Task goal:
Could you repeat the records below exactly, leaving out any pictures?

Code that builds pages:
▬▬▬▬▬▬▬▬▬▬
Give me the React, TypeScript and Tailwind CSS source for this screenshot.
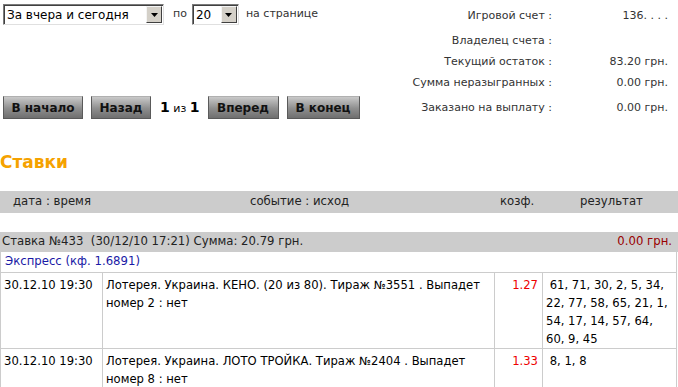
import { useState } from "react";

// --- DATA ---
const ACCOUNT = [
  { label: "Игровой счет :", value: "136. . . .", h: "h-[28px]" },
  { label: "Владелец счета :", value: "", h: "h-[22px]" },
  { label: "Текущий остаток :", value: "83.20 грн.", h: "h-[21px]" },
  { label: "Сумма неразыгранных :", value: "0.00 грн.", h: "h-[21px]" },
  { label: "Заказано на выплату :", value: "0.00 грн.", h: "h-[29px]" },
];

const BETS = [
  {
    date: "30.12.10 19:30",
    event: "Лотерея. Украина. КЕНО. (20 из 80). Тираж №3551 . Выпадет номер 2 : нет",
    coef: "1.27",
    result: "61, 71, 30, 2, 5, 34, 22, 77, 58, 65, 21, 1, 54, 17, 14, 57, 64, 60, 9, 45",
    h: "h-[75px]",
  },
  {
    date: "30.12.10 19:30",
    event: "Лотерея. Украина. ЛОТО ТРОЙКА. Тираж №2404 . Выпадет номер 8 : нет",
    coef: "1.33",
    result: "8, 1, 8",
    h: "h-[40px]",
  },
];

function FakeSelect({ value, width }: { value: string; width: string }) {
  return (
    <div className={`flex items-stretch h-[21px] ${width} bg-white border border-t-[#7a7a7a] border-l-[#7a7a7a] border-r-[#e0e0e0] border-b-[#e0e0e0] shadow-[inset_1px_1px_0_#404040]`}>
      <span className="flex-1 pl-[3px] pt-[2px] text-[12px] leading-[16px] text-black">{value}</span>
      <span className="w-[16px] m-[1px] flex items-center justify-center bg-[#d4d0c8] border border-t-[#f4f4f4] border-l-[#f4f4f4] border-r-[#404040] border-b-[#404040]">
        <svg width="7" height="4" viewBox="0 0 7 4">
          <path d="M0 0h7L3.5 4z" fill="#000" />
        </svg>
      </span>
    </div>
  );
}

function GrayButton({ text, width }: { text: string; width: string }) {
  return (
    <button className={`${width} h-[23px] bg-[linear-gradient(#c9c9c9,#8e8e8e_55%,#6f6f6f)] border border-[#5a5a5a] border-t-[#b0b0b0] text-[12px] font-bold text-[#111] leading-[20px] text-center`}>
      {text}
    </button>
  );
}

export default function App() {
  const [period] = useState("За вчера и сегодня");

  return (
    <div className="w-[678px] h-[387px] overflow-hidden bg-white font-['DejaVu_Sans',Tahoma,sans-serif] text-[11px] text-[#333]">
      {/* --- TOP: filters + account --- */}
      <div className="flex h-[125px]">
        <div className="w-[380px] flex flex-col justify-between pl-[3px] pt-[4px] pb-[6px]">
          <div className="flex items-center">
            <FakeSelect value={period} width="w-[161px]" />
            <span className="ml-[9px] mr-[5px]">по</span>
            <FakeSelect value="20" width="w-[47px]" />
            <span className="ml-[7px]">на странице</span>
          </div>

          <div className="flex items-center">
            <GrayButton text="В начало" width="w-[80px]" />
            <GrayButton text="Назад" width="w-[60px] ml-[8px]" />
            <span className="ml-[9px] mr-[8px] text-black">
              <b className="text-[14px]">1</b> из <b className="text-[14px]">1</b>
            </span>
            <GrayButton text="Вперед" width="w-[71px]" />
            <GrayButton text="В конец" width="w-[73px] ml-[8px]" />
          </div>
        </div>

        <div className="flex-1 pt-[2px]">
          {ACCOUNT.map((row) => (
            <div key={row.label} className={`flex items-center ${row.h}`}>
              <span className="w-[172px] text-right">{row.label}</span>
              <span className="flex-1 text-right pr-[10px]">{row.value}</span>
            </div>
          ))}
        </div>
      </div>

      {/* --- SECTION TITLE --- */}
      <div className="h-[66px] pt-[26px]">
        <h2 className="font-['DejaVu_Sans',sans-serif] text-[17px] font-bold text-[#f5a200] leading-[22px]">Ставки</h2>
      </div>

      {/* --- COLUMN HEADER --- */}
      <div className="flex items-center h-[22px] bg-[#cccccc] text-[11.7px] text-[#222]">
        <span className="w-[250px] pl-[13px]">дата : время</span>
        <span className="w-[250px]">событие : исход</span>
        <span className="w-[80px]">козф.</span>
        <span>результат</span>
      </div>

      {/* --- BET --- */}
      <div className="mt-[19px]">
        <div className="flex items-center justify-between h-[20px] bg-[#cccccc] px-[2px] text-[11.7px]">
          <span className="text-[#222]">Ставка №433&nbsp; (30/12/10 17:21) Сумма: 20.79 грн.</span>
          <span className="text-[#990000] pr-[4px]">0.00 грн.</span>
        </div>

        <table className="w-[677px] border-collapse text-[11.6px] text-black">
          <tbody>
            <tr>
              <td colSpan={4} className="h-[20px] border border-[#cccccc] border-t-0 pl-[4px] text-[11.7px] text-[#1a1aa6]">
                Экспресс (кф. 1.6891)
              </td>
            </tr>
            {BETS.map((bet, i) => (
              <tr key={i} className={`${bet.h} align-top leading-[18px]`}>
                <td className="w-[102px] border border-[#cccccc] pl-[3px] pt-[3px]">{bet.date}</td>
                <td className="w-[392px] border border-[#cccccc] pl-[3px] pt-[3px]">{bet.event}</td>
                <td className="w-[48px] border border-[#cccccc] pr-[4px] pt-[3px] text-right text-[#ee0000]">{bet.coef}</td>
                <td className="border border-[#cccccc] pl-[3px] pr-[4px] pt-[3px]">&nbsp;{bet.result}</td>
              </tr>
            ))}
          </tbody>
        </table>
      </div>
    </div>
  );
}
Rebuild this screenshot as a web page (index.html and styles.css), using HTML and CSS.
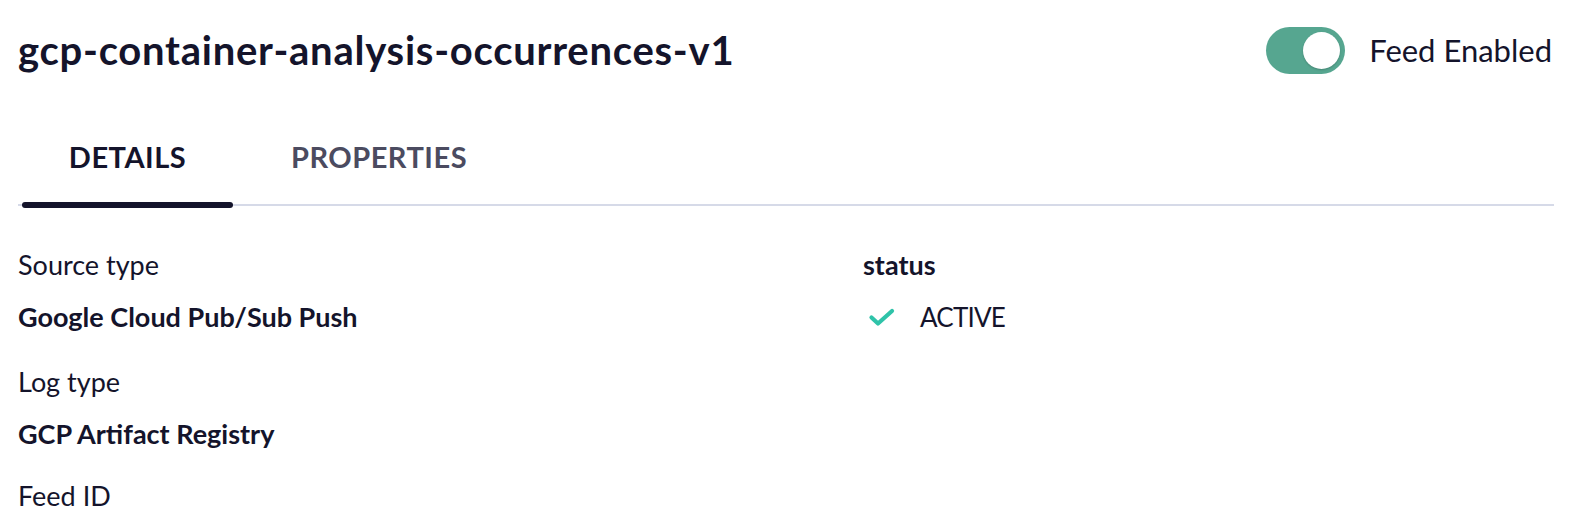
▬▬▬▬▬▬▬▬▬▬
Task solution:
Give me the React, TypeScript and Tailwind CSS source for this screenshot.
import { useState } from "react";

// --- DATA ---
const ACCOUNT = [
  { label: "Игровой счет :", value: "136. . . .", h: "h-[28px]" },
  { label: "Владелец счета :", value: "", h: "h-[22px]" },
  { label: "Текущий остаток :", value: "83.20 грн.", h: "h-[21px]" },
  { label: "Сумма неразыгранных :", value: "0.00 грн.", h: "h-[21px]" },
  { label: "Заказано на выплату :", value: "0.00 грн.", h: "h-[29px]" },
];

const BETS = [
  {
    date: "30.12.10 19:30",
    event: "Лотерея. Украина. КЕНО. (20 из 80). Тираж №3551 . Выпадет номер 2 : нет",
    coef: "1.27",
    result: "61, 71, 30, 2, 5, 34, 22, 77, 58, 65, 21, 1, 54, 17, 14, 57, 64, 60, 9, 45",
    h: "h-[75px]",
  },
  {
    date: "30.12.10 19:30",
    event: "Лотерея. Украина. ЛОТО ТРОЙКА. Тираж №2404 . Выпадет номер 8 : нет",
    coef: "1.33",
    result: "8, 1, 8",
    h: "h-[40px]",
  },
];

function FakeSelect({ value, width }: { value: string; width: string }) {
  return (
    <div className={`flex items-stretch h-[21px] ${width} bg-white border border-t-[#7a7a7a] border-l-[#7a7a7a] border-r-[#e0e0e0] border-b-[#e0e0e0] shadow-[inset_1px_1px_0_#404040]`}>
      <span className="flex-1 pl-[3px] pt-[2px] text-[12px] leading-[16px] text-black">{value}</span>
      <span className="w-[16px] m-[1px] flex items-center justify-center bg-[#d4d0c8] border border-t-[#f4f4f4] border-l-[#f4f4f4] border-r-[#404040] border-b-[#404040]">
        <svg width="7" height="4" viewBox="0 0 7 4">
          <path d="M0 0h7L3.5 4z" fill="#000" />
        </svg>
      </span>
    </div>
  );
}

function GrayButton({ text, width }: { text: string; width: string }) {
  return (
    <button className={`${width} h-[23px] bg-[linear-gradient(#c9c9c9,#8e8e8e_55%,#6f6f6f)] border border-[#5a5a5a] border-t-[#b0b0b0] text-[12px] font-bold text-[#111] leading-[20px] text-center`}>
      {text}
    </button>
  );
}

export default function App() {
  const [period] = useState("За вчера и сегодня");

  return (
    <div className="w-[678px] h-[387px] overflow-hidden bg-white font-['DejaVu_Sans',Tahoma,sans-serif] text-[11px] text-[#333]">
      {/* --- TOP: filters + account --- */}
      <div className="flex h-[125px]">
        <div className="w-[380px] flex flex-col justify-between pl-[3px] pt-[4px] pb-[6px]">
          <div className="flex items-center">
            <FakeSelect value={period} width="w-[161px]" />
            <span className="ml-[9px] mr-[5px]">по</span>
            <FakeSelect value="20" width="w-[47px]" />
            <span className="ml-[7px]">на странице</span>
          </div>

          <div className="flex items-center">
            <GrayButton text="В начало" width="w-[80px]" />
            <GrayButton text="Назад" width="w-[60px] ml-[8px]" />
            <span className="ml-[9px] mr-[8px] text-black">
              <b className="text-[14px]">1</b> из <b className="text-[14px]">1</b>
            </span>
            <GrayButton text="Вперед" width="w-[71px]" />
            <GrayButton text="В конец" width="w-[73px] ml-[8px]" />
          </div>
        </div>

        <div className="flex-1 pt-[2px]">
          {ACCOUNT.map((row) => (
            <div key={row.label} className={`flex items-center ${row.h}`}>
              <span className="w-[172px] text-right">{row.label}</span>
              <span className="flex-1 text-right pr-[10px]">{row.value}</span>
            </div>
          ))}
        </div>
      </div>

      {/* --- SECTION TITLE --- */}
      <div className="h-[66px] pt-[26px]">
        <h2 className="font-['DejaVu_Sans',sans-serif] text-[17px] font-bold text-[#f5a200] leading-[22px]">Ставки</h2>
      </div>

      {/* --- COLUMN HEADER --- */}
      <div className="flex items-center h-[22px] bg-[#cccccc] text-[11.7px] text-[#222]">
        <span className="w-[250px] pl-[13px]">дата : время</span>
        <span className="w-[250px]">событие : исход</span>
        <span className="w-[80px]">козф.</span>
        <span>результат</span>
      </div>

      {/* --- BET --- */}
      <div className="mt-[19px]">
        <div className="flex items-center justify-between h-[20px] bg-[#cccccc] px-[2px] text-[11.7px]">
          <span className="text-[#222]">Ставка №433&nbsp; (30/12/10 17:21) Сумма: 20.79 грн.</span>
          <span className="text-[#990000] pr-[4px]">0.00 грн.</span>
        </div>

        <table className="w-[677px] border-collapse text-[11.6px] text-black">
          <tbody>
            <tr>
              <td colSpan={4} className="h-[20px] border border-[#cccccc] border-t-0 pl-[4px] text-[11.7px] text-[#1a1aa6]">
                Экспресс (кф. 1.6891)
              </td>
            </tr>
            {BETS.map((bet, i) => (
              <tr key={i} className={`${bet.h} align-top leading-[18px]`}>
                <td className="w-[102px] border border-[#cccccc] pl-[3px] pt-[3px]">{bet.date}</td>
                <td className="w-[392px] border border-[#cccccc] pl-[3px] pt-[3px]">{bet.event}</td>
                <td className="w-[48px] border border-[#cccccc] pr-[4px] pt-[3px] text-right text-[#ee0000]">{bet.coef}</td>
                <td className="border border-[#cccccc] pl-[3px] pr-[4px] pt-[3px]">&nbsp;{bet.result}</td>
              </tr>
            ))}
          </tbody>
        </table>
      </div>
    </div>
  );
}
Rebuild this screenshot as a web page (index.html and styles.css), using HTML and CSS.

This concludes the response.